Con l’umorismo di verdone la sera a cena.
la roba del pitone e quelle cose lì, dipende chi te le racconta. Nel mio caso viene da una persona che ha effettivamente tre serpi, tanto (TANTO) spazio in casa, e ha avuto bestie di quasi ogni tipo. Roba che se me la raccontano iniziando con miocuggino, o il mio amico che sviene alla vista delle lucertole, la si prende con una diversa credibilità. La mescoli al fatto che… Chissenefrega di come mangia un pitone no? (*) Ed è fatta.
(*) cosa pericolosissima tra l’altro.
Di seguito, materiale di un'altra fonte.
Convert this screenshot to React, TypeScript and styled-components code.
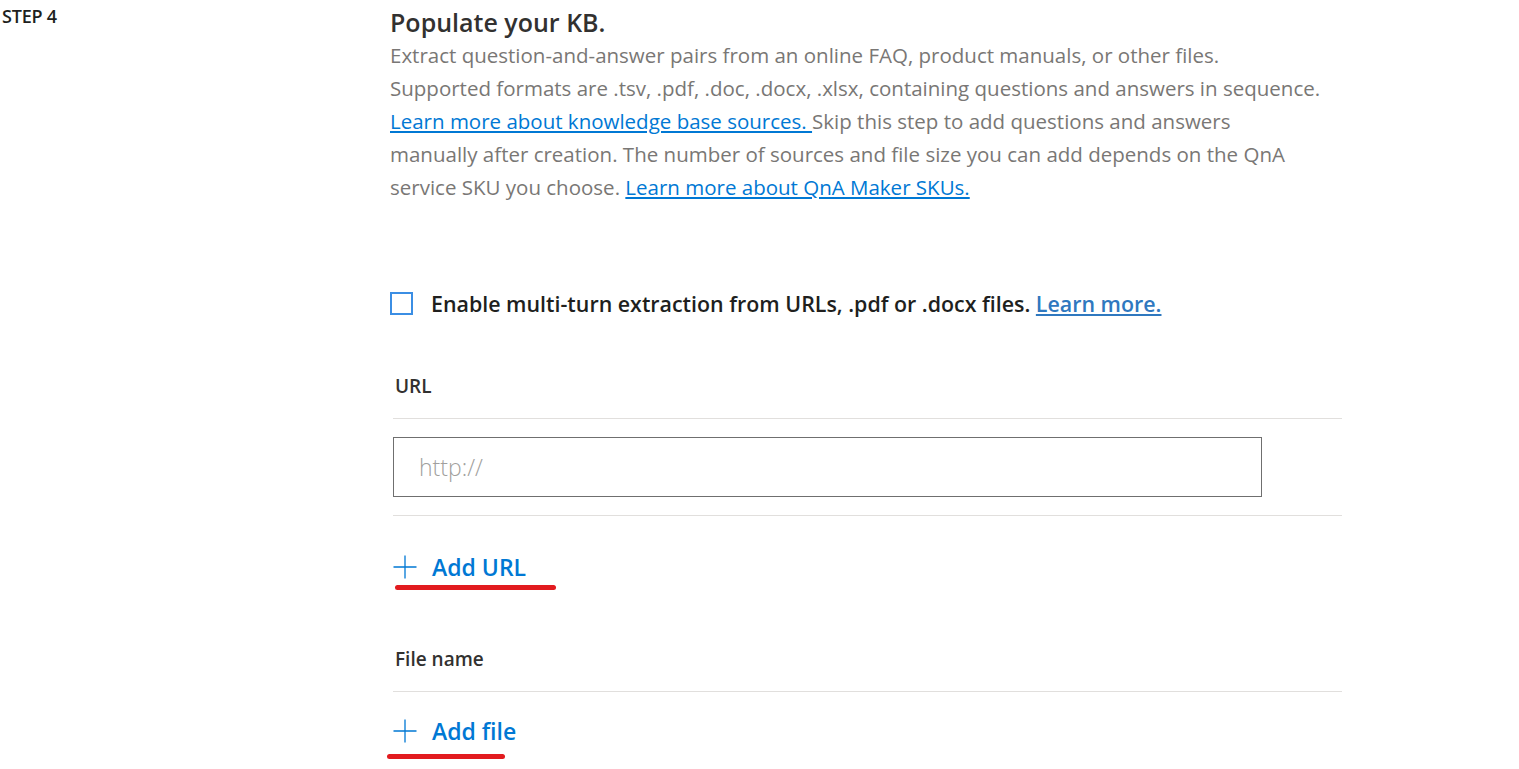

Metti che ti capita di rimanere con un pitone, e starai serenissimo pensando “tanto se non mi prende le misu” >K-KOFFF< mentre ti sta già strangolando.
Il trailer promette sicuramente bene, ma sta Peyton List promette meglio!!!! 30 anni fa ad una bella fighetta come lei qualche produttore le avrebbe imposto un nome diverso, che so Felicity Shagwell…
la prima delusione non si scorda mai, oggi ho visto shuttle ed è un triste giorno… il film fa abbastanza cahare, con buchi nella sceneggiatura e comportamenti dei protagonisti irrealistici
La sospensione dell’incredulità.
Fine commento…
Ovviamente scherzo, ci avevate creduto?
A me è piaciuto questo film, al di là di tutte le magagne della sceneggiatura (una commessa riceve una richiesta di aiuto e, poi, prima di svegliarsi si rivede 8 ore di registrazione video?).
La differenza fondamentale con Martyrs, film che mi ha lasciato senza fiato, cambiando totalmente punto di vista ogni volta che poteva, ma senza un briciolo di ironia, figurarsi di auto-ironia, è che lì il male era per così dire necessario, ovvero una condizione per cui la sventurata avrebbe rivelato le segrete cose mistiche e cosmiche.
Qui c’è solo un ottimo autista che sbaglia tutte le strade perdute di questo mondo e che sopravvive ai proiettili per “traferire merce preziosa”.
Si potrebbe citare la banalità del Male?